Churn – it’s not about making butter!

by 12 July, 2017 0

Churn. Turnover. It goes by a lot of names but too much coming and going within a workforce brings a lot of cost and headaches. To keep the butter analogy going for a little while longer, some churn is good. When making butter just the right amount makes the best product. Too little and you just have bland cream. Too much and it starts to become old cheese. So, when it comes to workforce, what is the good and bad of churn?


New employees means new ideas. Fresh blood into the organization is the stimulus for growth.

Controlled disruption. Teams become too homogenous, as do their ideas, if left alone for too long.
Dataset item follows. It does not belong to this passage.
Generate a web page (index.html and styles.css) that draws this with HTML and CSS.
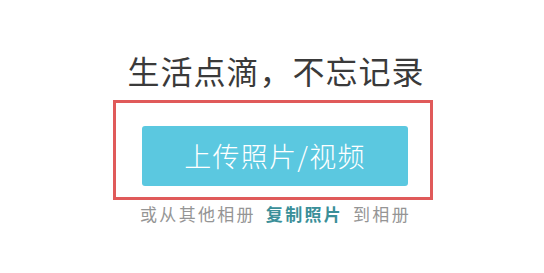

Precision surgery. Employees leave but sometimes they need to be moved out. Bad employees are poison in an organization. Move them out before the poison spreads.


Cost. This is without the number 1 issue. It costs a lot to hire, train and even off-board employees. Organizations can spend 6 to 9 months of an employee’s salary locating and training a replacement for them.

Loss of knowledge. Nobody is irreplaceable but losing key knowledge is painful and costly. Always make sure that knowledge is shared in the organization (and preferably documented)

Herd mentality. Once one person leaves, others will follow. Either the leaver is the impetus for others to take the leap or, in the absence of knowing the reason, it spreads fear.

Some employee churn is inevitable and it is a part of doing business. Depending on the industry, and the nature of the work, the rates will vary. Voluntary turnover is when the employee chooses to leave and Total turnover is the higher value which takes into account companies downsizing or restructuring. In 2016, the average voluntary turnover was 12.6% while total turnover was 17.8% Not surprisingly, hospitality comes in at the top of the charts with a total of 28% total turnover but what was shocking to me was that banking and finance was at over 18%! Imagine the cost of hiring and training of financial service employees and you can see that this is a number that should be addressed and reduced. So, the question is:

How to Reduce Employee Turnover –

  • Improve the selection of candidates. If you don’t follow good selection and hiring practices, inevitably bad selections will be made. This will result in employees being unproductive and a bad fit for others in the organization. It is better to take the time to get it right in the first place.
  • Improve the onboarding process. Once the ideal candidate is found, the time and effort needs to be given to ensuring that they are effectively integrated into the organization. 20% of employee turnover happens within the first 45 days. Ensuring that job descriptions, and therefore expectations, are clear goes a long way to setting the stage for a good integration process. Collecting feedback from new employees and other team members that they are interacting with is importantly in the early days.
  • Train managers in management. Management is a skill and a management position should not be the reward for “time served” or seen as a natural progression through an organization. Effective managers are key to the success of any team and any company. Bad managers are a sure fire way to accelerate the rate of employee turnover.
  • Don’t make it all about the office. It’s important to ensure that the culture of the business is to care about work life balance. This also ties into ensuring the results matter more than attendance. Employees who are changing the theme on their browser at 8pm are not more valuable than those who completed their tasks and left the office at 5pm. “Pulling long hours” does not equate to success for anyone. I would argue, it’s actually quite the opposite.
  • Recognize good work. Increased salary is not the top reason that people leave. As in personal relationships, lack of recognition for results and effort made, creates dissatisfaction in the relationship. Be sure to recognize good work and communicate this face to face and with the employee’s peers. Peer recognition is more personal and more important than from top level managers. It will go a long way!
  • Give opportunity for growth. Having a clear path towards personal growth creates a feeling of purpose and security. Investing in employee’s opportunities to master new skills and hone existing ones is a win-win. They feel valued, they become more productive and feel that the company is one that has a future.


The Bottom Line –

The rate of turnover says a lot about a company and is a predictor of future success. Taking care of employees from selection to onboarding and, at some point, to leaving is important. When someone leaves, be sure to have effective exit interviews. Be sure to communicate the key points to the people who are still in the company. A caring culture makes money for any company. Those who do it well will score highly in all metrics, not just the bottom line.